Behind the curtain: Early Stage

Across Southeast Asia, small ideas are turning into big operations.

Photo by Ryoji Iwata on Unsplash Photo by Ryoji Iwata on Unsplash

Startups that were founded based on good ideas don’t always make a bang. Oftentimes, tech simplifies the convoluted processes that require loads of manpower but are unseen to most consumers. For this entry of “Early Stage,” we look at four companies that are building the guts of useful systems that many of us use.

This week, Indonesian startup PrivyID secured the right to access the data about the country’s population, such as ID numbers. This was done through a partnership with the Indonesian civil registration office, which is building a digital system to ensure that a basket of services is available to the public, and that’s where Privy ID comes in—the company will issue electronic signatures that are needed for the bureaucracy to function. PrivyID says it has 3.4 million users in Indonesia and aims to have 9 million by the end of this year. It is currently raising Series A funding.

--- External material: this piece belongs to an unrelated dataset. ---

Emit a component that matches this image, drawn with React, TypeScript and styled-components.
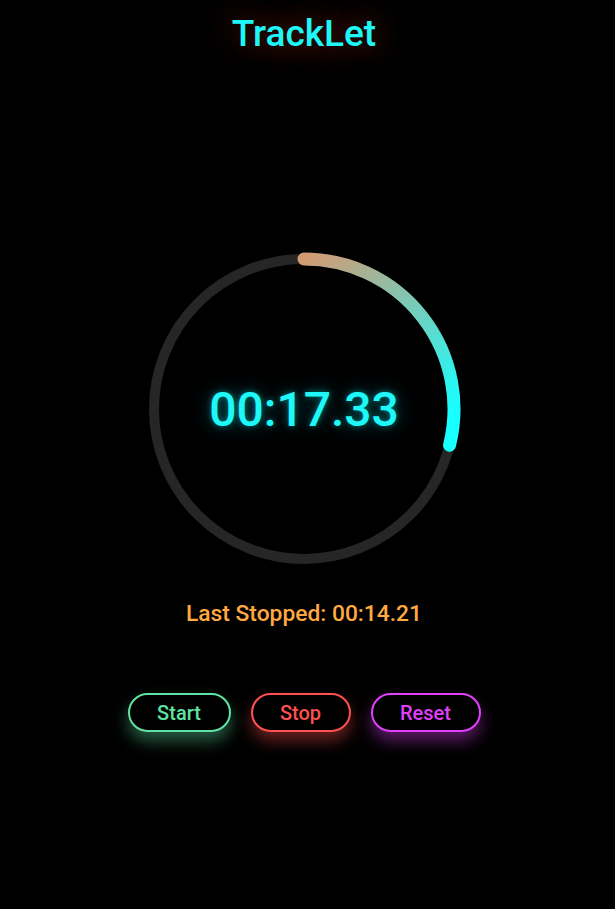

Over in the Philippines, logistics startup Inteluck managed to raise USD 1 million from China-based VC firm Mingshi Capital. The SaaS platform has all the bells and whistles you would expect from a company of its kind—fleet and cargo management, fuel consumption monitoring, delivery data analytics, and the like. The company currently maintains a network of more than 1,000 small-scale logistics service providers and 12,000 trucks. It has over 100 medium- and large-sized enterprises as clients, and ships products across the Philippines.

Singapore’s Koku has secured USD 2 million in pre-Series A funding led by Tencent Holdings co-founder Jason Zeng Liqing. The company is exploring ways to use new technologies like artificial intelligence in its fintech services, and part of its new funds will be channeled toward product development. Originally founded to bring down costs in cash remittance, the company is aiming to go from a daily transaction volume of USD 10 million to USD 30 million.

Also in Singapore, a startup called mobilityX is attempting to make it easier to plot your journey in Singapore by releasing what it calls an all-on-one transportation app. Zipster includes the routes of Singapore’s MRT and public buses, and also allows users to book rides through Grab and Go-Jek without leaving the app. The docking stations for the bicycles of Anywheel and Neuron Mobility’s electric scooters are also mapped. The app is still in beta; if its integration functions well, it’ll be a boon for our smartphones.

“Early Stage” is a series where the writers of KrASIA highlight startups that caught our eye for the week, whether they achieved an important milestone, rolled out a truly innovative product or became embroiled in controversy.